Dough Preparation
Make sure the dough reaches a temperature of 26°C. Total kneading time: 4 minutes slow + 4 minutes fast, then fold in the raisins.
Processing with the Kalmeijer KKL Dough Divider & Rounder
Set the portion weight using the adjustment knob and handle — the range is from 20 to 120 grams. For quark buns, set the weight to 55 grams.
- The first four dough pieces of the first cycle are returned via the hole in the right-hand lid.
- The next four pieces are checked for accurate weight.
- Thanks to the unique measuring system of the KKM, the second cycle already delivers consistent weights through to the final cycle — where even the last bits of dough are drawn from the divider.

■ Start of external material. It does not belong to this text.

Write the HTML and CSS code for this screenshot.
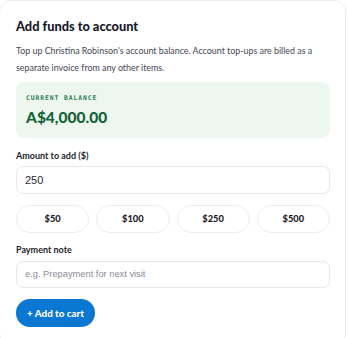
FILE: index.html
```html
<!DOCTYPE html>
<html>
<head>
<meta charset="utf-8">
<link rel="stylesheet" href="styles.css">
</head>
<body>
<div class="card">
  <h2 class="title">Add funds to account</h2>
  <p class="desc">Top up Christina Robinson's account balance. Account top-ups are billed as a separate invoice from any other items.</p>
  <div class="balance">
    <div class="balance-label">CURRENT BALANCE</div>
    <div class="balance-value">A$4,000.00</div>
  </div>
  <label class="label">Amount to add ($)</label>
  <div class="input">250</div>
  <div class="presets">
    <button class="preset">$50</button>
    <button class="preset">$100</button>
    <button class="preset">$250</button>
    <button class="preset">$500</button>
  </div>
  <label class="label label-note">Payment note</label>
  <div class="input placeholder">e.g. Prepayment for next visit</div>
  <button class="primary">+ Add to cart</button>
</div>
</body>
</html>
```

FILE: styles.css
```css
* { box-sizing: border-box; }
html, body { margin: 0; padding: 0; background: #ffffff; }
body { font-family: "Lato", "Open Sans", sans-serif; color: #1d1d2c; }
.card {
  width: 347px;
  margin-left: -1px;
  height: 345px;
  border: 1px solid #ececf2;
  border-radius: 12px;
  padding: 17px 15px 0 16px;
  display: flex;
  flex-direction: column;
}
.title {
  margin: 0;
  font-size: 12.8px;
  font-weight: 900;
  line-height: 16px;
  color: #1a1a2b;
}
.desc {
  margin: 9px 0 0;
  font-size: 8.9px;
  line-height: 16.5px;
  color: #454556;
}
.balance {
  margin-top: 6px;
  background: #edf7f0;
  border-radius: 8px;
  height: 56px;
  padding: 11px 10px 0;
}
.balance-label {
  font-family: "DejaVu Sans Mono", monospace;
  font-size: 6.4px;
  font-weight: 700;
  letter-spacing: 0.9px;
  color: #2d7d55;
  line-height: 10px;
}
.balance-value {
  margin-top: 3px;
  font-size: 15.5px;
  font-weight: 900;
  color: #17633a;
  line-height: 22px;
}
.label {
  display: block;
  margin-top: 12px;
  font-size: 9px;
  font-weight: 700;
  line-height: 12px;
  color: #1d1d2c;
}
.label-note { margin-top: 11.5px; }
.input {
  margin-top: 3.5px;
  height: 28px;
  border: 1px solid #e6e6ee;
  border-radius: 7px;
  padding: 0 8px;
  display: flex;
  align-items: center;
  font-family: "Liberation Sans", Arial, sans-serif;
  font-size: 11px;
  color: #2b2b3a;
}
.input.placeholder { color: #8a8a98; font-size: 9.3px; height: 27.5px; margin-top: 4.5px; }
.presets {
  margin-top: 11px;
  display: grid;
  grid-template-columns: repeat(4, 1fr);
  gap: 7px;
}
.preset {
  height: 28px;
  border: 1px solid #ececf2;
  border-radius: 999px;
  background: #ffffff;
  font-family: "Lato", sans-serif;
  font-size: 9.3px;
  font-weight: 900;
  color: #1d1d2c;
  padding: 0;
}
.primary {
  margin-top: 11px;
  align-self: flex-start;
  height: 28px;
  width: 79px;
  border: none;
  border-radius: 999px;
  background: #0a78d2;
  color: #ffffff;
  font-family: "Lato", sans-serif;
  font-size: 9.8px;
  font-weight: 900;
  padding: 0;
}
```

The dough in the hopper does not need to be pressed down — the system pulls in the dough efficiently until the last piece.
Rounding Process
After portioning, the dough pieces are transferred to the rounding belt, where they are shaped in two steps:
- The rounding belt and the cups rotate simultaneously to create structure and tension.
- The belt stops and the cups rotate to finish shaping a smooth, round dough ball. Both settings can be fine-tuned using a timer. Cup height is adjustable depending on dough weight — the heavier the piece, the higher the cup should be.
For best results, we recommend setting the cup height not too tight, and allowing for a slightly longer rounding time.